Exercise details -
Take each line that has the word "TypeScript" and return it.

Given entries -

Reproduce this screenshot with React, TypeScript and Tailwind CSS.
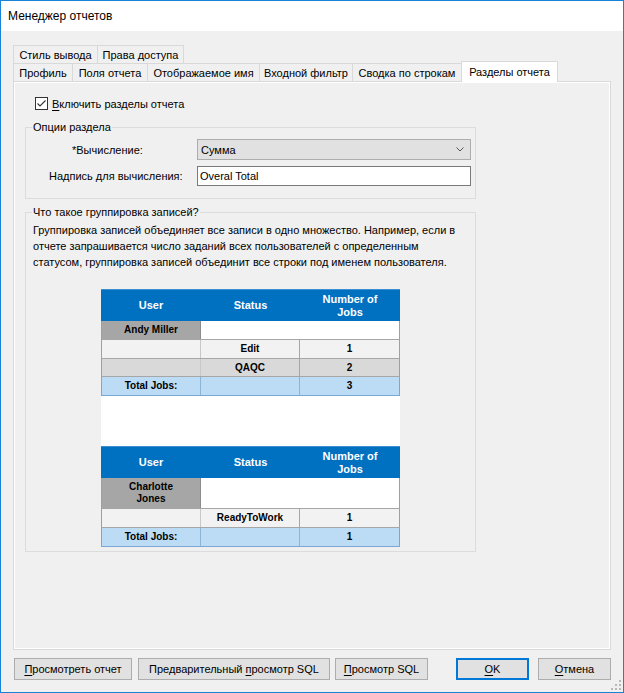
import React from "react";

const U = ({ children }: { children: React.ReactNode }) => (
  <span className="underline underline-offset-[2px] decoration-[1px]">{children}</span>
);

function Tab({ w, children }: { w: string; children: React.ReactNode }) {
  return (
    <div
      className={`${w} -ml-[1px] first:ml-0 h-[18px] border-t border-l border-r border-[#d9d9d9] bg-[#f0f0f0] flex items-center justify-center whitespace-nowrap`}
    >
      <span>{children}</span>
    </div>
  );
}

function Btn({ w, primary, children }: { w: string; primary?: boolean; children: React.ReactNode }) {
  return (
    <div
      className={`${w} h-[22px] flex items-center justify-center bg-[#e1e1e1] whitespace-nowrap ${
        primary ? "border-2 border-[#0078d7]" : "border border-[#adadad]"
      }`}
    >
      <span>{children}</span>
    </div>
  );
}

const hdr = "flex items-center justify-center text-white font-bold text-[11px] leading-[13px] text-center";
const cell = "flex items-center justify-center font-bold text-[10px] leading-[12px] text-center text-black";

function Header() {
  return (
    <div className="flex h-[32px] bg-[#0070c0] border-t border-[#3d8fcf]">
      <div className={`w-[100px] ${hdr}`}>User</div>
      <div className={`w-[99px] ${hdr}`}>Status</div>
      <div className={`w-[100px] ${hdr}`}>
        <span>
          Number of
          <br />
          Jobs
        </span>
      </div>
    </div>
  );
}

function UserRow({ h, children }: { h: string; children: React.ReactNode }) {
  return (
    <div className={`flex ${h} border-x border-b border-x-[#7ba7d4] border-b-[#a6a6a6] bg-white`}>
      <div className={`w-[99px] bg-[#a6a6a6] border-r border-[#8c8c8c] ${cell}`}>
        <span>{children}</span>
      </div>
      <div className="flex-1 bg-white" />
    </div>
  );
}

function DataRow({ h, bg, status, num }: { h: string; bg: string; status: string; num: string }) {
  return (
    <div className={`flex ${h} ${bg} border-x border-b border-x-[#7ba7d4] border-b-[#a6a6a6]`}>
      <div className={`w-[99px] border-r border-[#c8c8c8] ${cell}`} />
      <div className={`w-[99px] border-r border-[#a6a6a6] ${cell}`}>{status}</div>
      <div className={`flex-1 ${cell}`}>{num}</div>
    </div>
  );
}

function TotalRow({ num }: { num: string }) {
  return (
    <div className="flex h-[19px] bg-[#bcdcf5] border-x border-b border-[#7ba7d4]">
      <div className={`w-[99px] border-r border-[#8fb3d6] ${cell}`}>Total Jobs:</div>
      <div className={`w-[99px] border-r border-[#8fb3d6] ${cell}`} />
      <div className={`flex-1 ${cell}`}>{num}</div>
    </div>
  );
}

export default function App() {
  return (
    <div className="relative w-[624px] h-[693px] border border-[#1883d7] bg-[#f0f0f0] flex flex-col font-['Liberation_Sans',Arial,sans-serif] text-[11px] leading-[14px] text-black overflow-hidden">
      {/* title bar */}
      <div className="h-[30px] shrink-0 bg-white flex items-center pl-[7px] text-[12px]">Менеджер отчетов</div>

      <div className="flex-1 flex flex-col px-[12px]">
        {/* tabs row 1 */}
        <div className="mt-[14px] flex h-[18px]">
          <Tab w="w-[85px]">Стиль вывода</Tab>
          <Tab w="w-[87px]">Права доступа</Tab>
        </div>
        {/* tabs row 2 */}
        <div className="flex h-[18px] items-start">
          <Tab w="w-[60px]">Профиль</Tab>
          <Tab w="w-[76px]">Поля отчета</Tab>
          <Tab w="w-[113px]">Отображаемое имя</Tab>
          <Tab w="w-[94px]">Входной фильтр</Tab>
          <Tab w="w-[110px]">Сводка по строкам</Tab>
          <div className="relative z-10 -ml-[1px] -mt-[2px] w-[97px] h-[21px] border-t border-l border-r border-[#d9d9d9] bg-white flex items-center justify-center whitespace-nowrap">
            <span>Разделы отчета</span>
          </div>
        </div>

        {/* panel */}
        <div className="flex-1 border border-[#d9d9d9] shadow-[inset_0_0_0_1px_#ffffff] bg-[#f0f0f0] flex flex-col pl-[1px]">
          {/* checkbox */}
          <div className="mt-[15px] ml-[20px] flex items-center h-[13px]">
            <div className="w-[13px] h-[13px] border border-[#333333] bg-white flex items-center justify-center">
              <svg width="11" height="11" viewBox="0 0 11 11">
                <polyline points="1.5,5.5 4,8 9.5,2.5" fill="none" stroke="#333333" strokeWidth="1.1" />
              </svg>
            </div>
            <span className="ml-[4px] whitespace-nowrap">
              <U>В</U>ключить разделы отчета
            </span>
          </div>

          {/* group 1 */}
          <fieldset className="mt-[10px] ml-[10px] w-[451px] border border-[#dcdcdc] pb-[12px]">
            <legend className="ml-[6px] px-[1px] leading-[14px]">Опции раздела</legend>
            <div className="mt-[5px] flex items-center h-[21px]">
              <div className="w-[171px] pl-[46px] whitespace-nowrap">*Вычисление:</div>
              <div className="w-[274px] h-[21px] bg-[#e1e1e1] border border-[#adadad] flex items-center justify-between pl-[3px] pr-[6px]">
                <span>Сумма</span>
                <svg width="8" height="5" viewBox="0 0 8 5">
                  <polyline points="0.5,0.5 4,4 7.5,0.5" fill="none" stroke="#555555" strokeWidth="1" />
                </svg>
              </div>
            </div>
            <div className="mt-[6px] flex items-center h-[20px]">
              <div className="w-[171px] pl-[23px] whitespace-nowrap">Надпись для вычисления:</div>
              <div className="w-[274px] h-[20px] bg-white border border-[#7a7a7a] flex items-center pl-[2px]">
                Overal Total
              </div>
            </div>
          </fieldset>

          {/* group 2 */}
          <fieldset className="mt-[6px] ml-[10px] w-[451px] border border-[#dcdcdc] pb-[4px]">
            <legend className="ml-[6px] px-[1px] leading-[14px]">Что такое группировка записей?</legend>
            <p className="mt-[3px] pl-[7px] leading-[16px] whitespace-nowrap">
              Группировка записей объединяет все записи в одно множество. Например, если в
              <br />
              отчете запрашивается число заданий всех пользователей с определенным
              <br />
              статусом, группировка записей объединит все строки под именем пользователя.
            </p>
            <div className="mt-[19px] ml-[75px] w-[299px] bg-white font-['Liberation_Sans',Arial,sans-serif]">
              <Header />
              <UserRow h="h-[19px]">Andy Miller</UserRow>
              <DataRow h="h-[19px]" bg="bg-[#f2f2f2]" status="Edit" num="1" />
              <DataRow h="h-[18px]" bg="bg-[#d9d9d9]" status="QAQC" num="2" />
              <TotalRow num="3" />
              <div className="h-[50px] bg-white" />
              <Header />
              <UserRow h="h-[31px]">
                Charlotte
                <br />
                Jones
              </UserRow>
              <DataRow h="h-[19px]" bg="bg-[#f2f2f2]" status="ReadyToWork" num="1" />
              <TotalRow num="1" />
            </div>
          </fieldset>
        </div>

        {/* buttons */}
        <div className="mt-[8px] mb-[12px] h-[22px] flex">
          <div className="ml-[1px]">
            <Btn w="w-[118px]">
              <U>П</U>росмотреть отчет
            </Btn>
          </div>
          <div className="ml-[6px]">
            <Btn w="w-[192px]">
              Предварительный <U>п</U>росмотр SQL
            </Btn>
          </div>
          <div className="ml-[5px]">
            <Btn w="w-[93px]">
              <U>П</U>росмотр SQL
            </Btn>
          </div>
          <div className="ml-[28px]">
            <Btn w="w-[73px]" primary>
              <U>O</U>K
            </Btn>
          </div>
          <div className="ml-[9px]">
            <Btn w="w-[73px]">
              <U>О</U>тмена
            </Btn>
          </div>
        </div>
      </div>

      {/* resize grip */}
      <svg className="absolute right-[1px] bottom-[1px]" width="11" height="11" viewBox="0 0 11 11">
        <rect x="8" y="0" width="2" height="2" fill="#b8b8b8" />
        <rect x="8" y="4" width="2" height="2" fill="#b8b8b8" />
        <rect x="4" y="4" width="2" height="2" fill="#b8b8b8" />
        <rect x="8" y="8" width="2" height="2" fill="#b8b8b8" />
        <rect x="4" y="8" width="2" height="2" fill="#b8b8b8" />
        <rect x="0" y="8" width="2" height="2" fill="#b8b8b8" />
      </svg>
    </div>
  );
}
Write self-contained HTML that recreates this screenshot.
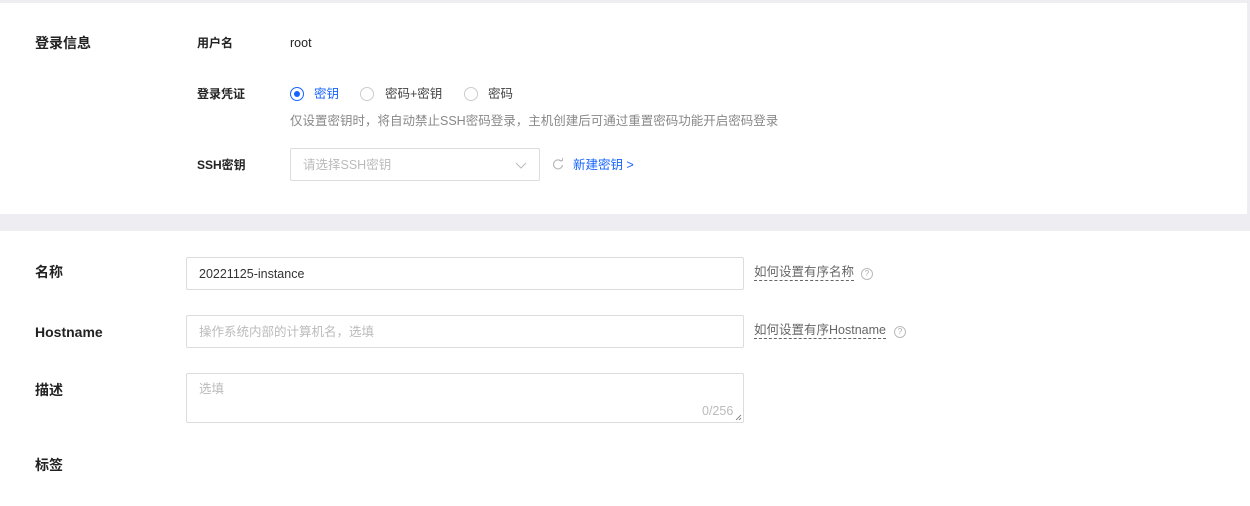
<!DOCTYPE html>
<html><head><meta charset="utf-8"><style>
*{margin:0;padding:0;box-sizing:border-box}
body{width:1250px;height:506px;background:#fff;font-family:"Liberation Sans","Noto Sans CJK SC",sans-serif;color:#000;position:relative;overflow:hidden}
.a{position:absolute;white-space:nowrap;line-height:16px}
.top{position:absolute;left:0;top:0;width:1250px;height:3px;background:#eeeef2}
.rb{position:absolute;left:1247px;top:0;width:3px;height:215px;background:#eeeef2}
.band{position:absolute;left:0;top:214px;width:1250px;height:17px;background:#eeeef2}
.h{font-size:14px;font-weight:600;color:#222}
.l{font-size:12px;font-weight:600;color:#222}
.t{font-size:12.5px;color:#222}
.g{font-size:12.5px;color:#888}
.box{position:absolute;border:1px solid #dcdcdc;border-radius:2px;background:#fff}
.ph{font-size:12.5px;color:#bbb}
.rad{position:absolute;width:14px;height:14px;border:1px solid #ccc;border-radius:50%}
.hint{font-size:12.5px;color:#666;border-bottom:1px dashed #666;line-height:15px}
.q{position:absolute;width:12px;height:12px;border:1px solid #bbb;border-radius:50%;font-size:8px;color:#aaa;text-align:center;line-height:10px}
</style></head><body>
<div class="top"></div><div class="rb"></div><div class="band"></div>
<div class="a h" style="left:35px;top:35px">登录信息</div>
<div class="a l" style="left:197px;top:35px">用户名</div>
<div class="a t" style="left:290px;top:35px">root</div>
<div class="a l" style="left:197px;top:86px">登录凭证</div>
<div class="rad" style="left:290px;top:87px;border-color:#1664ff"><div style="position:absolute;left:3px;top:3px;width:6px;height:6px;border-radius:50%;background:#1664ff"></div></div>
<div class="a t" style="left:314px;top:86px;color:#1664ff">密钥</div>
<div class="rad" style="left:360px;top:87px"></div>
<div class="a t" style="left:385px;top:86px;color:#444">密码+密钥</div>
<div class="rad" style="left:464px;top:87px"></div>
<div class="a t" style="left:488px;top:86px;color:#444">密码</div>
<div class="a g" style="left:290px;top:113px">仅设置密钥时，将自动禁止SSH密码登录，主机创建后可通过重置密码功能开启密码登录</div>
<div class="a l" style="left:197px;top:157px">SSH密钥</div>
<div class="box" style="left:290px;top:148px;width:250px;height:33px"><div class="a ph" style="left:12px;top:8px">请选择SSH密钥</div>
<svg class="a" style="left:224px;top:11px" width="12" height="10"><path d="M1 3l5 5 5-5" fill="none" stroke="#bbb" stroke-width="1"/></svg></div>
<svg class="a" style="left:552px;top:158px" width="12" height="12"><path d="M9.5 3.5A4.5 4.5 0 1 0 10.5 7" fill="none" stroke="#bbb" stroke-width="1.2"/><path d="M7 2.5h3.5V0" fill="none" stroke="#bbb" stroke-width="1"/></svg>
<div class="a t" style="left:573px;top:157px;color:#1664ff">新建密钥 &gt;</div>
<div class="a h" style="left:35px;top:264px">名称</div>
<div class="box" style="left:186px;top:257px;width:558px;height:33px"><div class="a t" style="left:12px;top:8px;color:#333">20221125-instance</div></div>
<div class="a hint" style="left:754px;top:265px">如何设置有序名称</div>
<div class="q" style="left:861px;top:268px">?</div>
<div class="a h" style="left:35px;top:324px">Hostname</div>
<div class="box" style="left:186px;top:315px;width:558px;height:33px"><div class="a ph" style="left:12px;top:8px">操作系统内部的计算机名，选填</div></div>
<div class="a hint" style="left:754px;top:323px">如何设置有序Hostname</div>
<div class="q" style="left:894px;top:326px">?</div>
<div class="a h" style="left:35px;top:382px">描述</div>
<div class="box" style="left:186px;top:373px;width:558px;height:50px"><div class="a ph" style="left:12px;top:7px">选填</div><div class="a ph" style="left:515px;top:29px">0/256</div>
<svg class="a" style="left:548px;top:40px" width="7" height="7"><path d="M6 1L1 6M6 4L4 6" stroke="#666" stroke-width="0.8"/></svg></div>
<div class="a h" style="left:35px;top:457px">标签</div>
</body></html>
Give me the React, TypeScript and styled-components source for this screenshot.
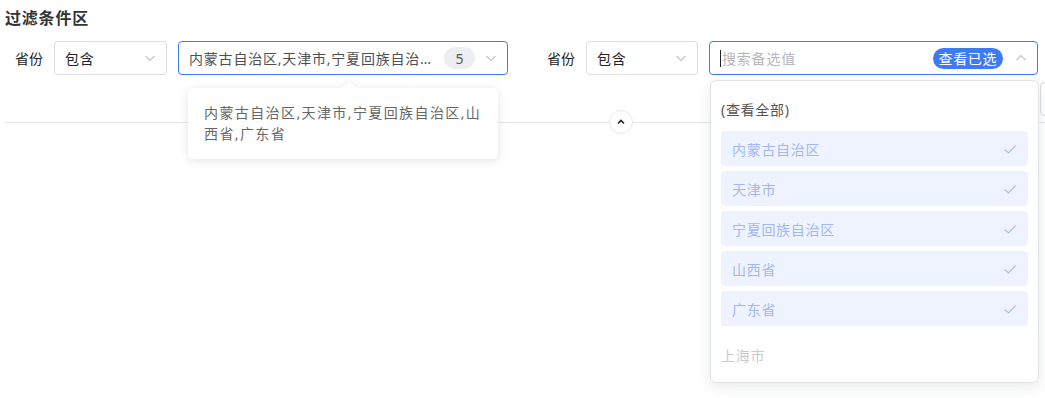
import React from 'react';
import styled, { createGlobalStyle } from 'styled-components';

const GlobalStyle = createGlobalStyle`
  html, body {
    margin: 0;
    padding: 0;
    background: #ffffff;
    overflow: hidden;
  }
  body {
    font-family: "Noto Sans", "Noto Sans CJK SC", sans-serif;
    color: #333333;
  }
`;

const BLUE = '#3d7bf5';

const Page = styled.div`
  width: 1045px;
  height: 398px;
  padding: 6px 0 0 5px;
  box-sizing: border-box;
  position: relative;
  overflow: hidden;
`;

const Title = styled.h3`
  margin: 0;
  font-size: 16px;
  line-height: 24px;
  font-weight: 700;
  letter-spacing: 0.8px;
  color: #333333;
`;

const FilterRow = styled.div`
  display: flex;
  align-items: center;
  gap: 39px;
  margin-top: 11px;
  padding-left: 10px;
`;

const Group = styled.div`
  display: flex;
  align-items: center;
  gap: 11px;
`;

const Label = styled.span`
  font-size: 14px;
  color: #222222;
  white-space: nowrap;
`;

const Select = styled.div<{ $width: number; $active?: boolean }>`
  position: relative;
  width: ${(p) => p.$width}px;
  height: 34px;
  box-sizing: border-box;
  border: 1px solid ${(p) => (p.$active ? BLUE : '#dcdde6')};
  border-radius: 4px;
  display: flex;
  align-items: center;
  padding: 0 10px;
  font-size: 14px;
  letter-spacing: 0.8px;
  background: #ffffff;
`;

const Value = styled.span<{ $muted?: boolean }>`
  flex: 1;
  min-width: 0;
  white-space: nowrap;
  overflow: hidden;
  text-overflow: ellipsis;
  color: ${(p) => (p.$muted ? '#4f4f52' : '#222222')};
`;

const CountBadge = styled.span`
  flex-shrink: 0;
  height: 22px;
  min-width: 31px;
  border-radius: 11px;
  background: #eceef2;
  color: #555555;
  font-size: 14px;
  letter-spacing: 0;
  display: flex;
  align-items: center;
  justify-content: center;
  margin: 0 10px 0 8px;
`;

const Search = styled.div`
  flex: 1;
  display: flex;
  align-items: center;
  color: #b5b7bd;
`;

const Caret = styled.span`
  width: 1px;
  height: 17px;
  background: #222222;
  margin-right: 1px;
`;

const ViewSelectedButton = styled.span`
  flex-shrink: 0;
  height: 21px;
  padding: 0 6px;
  border-radius: 11px;
  background: ${BLUE};
  color: #ffffff;
  font-size: 14px;
  letter-spacing: 0.6px;
  line-height: 21px;
  margin-right: 12px;
`;

const Chevron = ({ up }: { up?: boolean }) => (
  <svg width="12" height="12" viewBox="0 0 12 12" fill="none">
    <path
      d={up ? 'M1.5 8 L6 3.5 L10.5 8' : 'M1.5 4 L6 8.5 L10.5 4'}
      stroke="#c3c5cc"
      strokeWidth="1.1"
    />
  </svg>
);

const Check = () => (
  <svg width="14" height="14" viewBox="0 0 14 14" fill="none">
    <path d="M1.5 7.5 L5.5 11 L12.5 3.5" stroke="#a9bdf5" strokeWidth="1.1" />
  </svg>
);

const Tooltip = styled.div`
  position: absolute;
  top: 46px;
  left: 9px;
  width: 310px;
  box-sizing: border-box;
  padding: 14px 14px 15px 16px;
  background: #ffffff;
  border-radius: 6px;
  box-shadow: 0 2px 10px rgba(40, 45, 70, 0.12);
  font-size: 14px;
  line-height: 21px;
  letter-spacing: 1.4px;
  color: #666666;
  z-index: 3;

  &::before {
    content: '';
    position: absolute;
    top: -5px;
    left: 156px;
    width: 10px;
    height: 10px;
    background: #ffffff;
    transform: rotate(45deg);
    box-shadow: -2px -2px 4px rgba(40, 45, 70, 0.05);
  }
`;

const Dropdown = styled.div`
  position: absolute;
  top: 38px;
  left: 0;
  width: 329px;
  box-sizing: border-box;
  padding: 10px;
  border: 1px solid #e1e2ea;
  border-radius: 6px;
  background: #ffffff;
  box-shadow: 0 4px 14px rgba(40, 45, 70, 0.1);
  z-index: 3;
`;

const Option = styled.div<{ $selected?: boolean; $disabled?: boolean }>`
  height: 35px;
  display: flex;
  align-items: center;
  justify-content: space-between;
  padding: 0 ${(p) => (p.$selected ? '11px' : '1px')} 0 ${(p) => (p.$selected ? '11px' : '0')};
  margin: ${(p) => (p.$disabled ? '11px 0 0' : '0 0 5px')};
  border-radius: 4px;
  font-size: 14px;
  letter-spacing: 0.7px;
  background: ${(p) => (p.$selected ? '#eef3ff' : 'transparent')};
  color: ${(p) => (p.$selected ? '#a3b8f3' : p.$disabled ? '#c9cacf' : '#555555')};
`;

const SecondRow = styled.div`
  height: 34px;
  margin-top: 7px;
  display: flex;
  padding-left: 1035px;
`;

const GhostButton = styled.div`
  width: 60px;
  height: 34px;
  box-sizing: border-box;
  border: 1px solid #dcdde6;
  border-radius: 4px;
  flex-shrink: 0;
`;

const Divider = styled.div`
  position: relative;
  height: 1px;
  background: #e6e7ec;
  margin-top: 6px;
`;

const CollapseToggle = styled.button`
  position: absolute;
  top: -12px;
  left: 604px;
  width: 24px;
  height: 24px;
  padding: 0;
  border-radius: 50%;
  border: 1px solid #e6e7ec;
  background: #ffffff;
  display: flex;
  align-items: center;
  justify-content: center;
  cursor: pointer;
`;

const selected = ['内蒙古自治区', '天津市', '宁夏回族自治区', '山西省', '广东省'];

export default function App() {
  return (
    <>
      <GlobalStyle />
      <Page>
        <Title>过滤条件区</Title>
        <FilterRow>
          <Group>
            <Label>省份</Label>
            <Select $width={113}>
              <Value>包含</Value>
              <Chevron />
            </Select>
            <Select $width={330} $active>
              <Value $muted>{selected.join(',')}</Value>
              <CountBadge>{selected.length}</CountBadge>
              <Chevron />
              <Tooltip>{selected.join(',')}</Tooltip>
            </Select>
          </Group>
          <Group>
            <Label>省份</Label>
            <Select $width={112}>
              <Value>包含</Value>
              <Chevron />
            </Select>
            <Select $width={329} $active>
              <Search>
                <Caret />
                搜索备选值
              </Search>
              <ViewSelectedButton>查看已选</ViewSelectedButton>
              <Chevron up />
              <Dropdown>
                <Option>(查看全部)</Option>
                {selected.map((name) => (
                  <Option key={name} $selected>
                    {name}
                    <Check />
                  </Option>
                ))}
                <Option $disabled>上海市</Option>
              </Dropdown>
            </Select>
          </Group>
        </FilterRow>
        <SecondRow>
          <GhostButton />
        </SecondRow>
        <Divider>
          <CollapseToggle>
            <svg width="10" height="10" viewBox="0 0 10 10" fill="none">
              <path d="M2 6.5 L5 3.5 L8 6.5" stroke="#222222" strokeWidth="1.6" />
            </svg>
          </CollapseToggle>
        </Divider>
      </Page>
    </>
  );
}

Answer for the task -
Reproduce this screenshot with React, TypeScript and Tailwind CSS.
Give me the React, TypeScript and styled-components source for this screenshot.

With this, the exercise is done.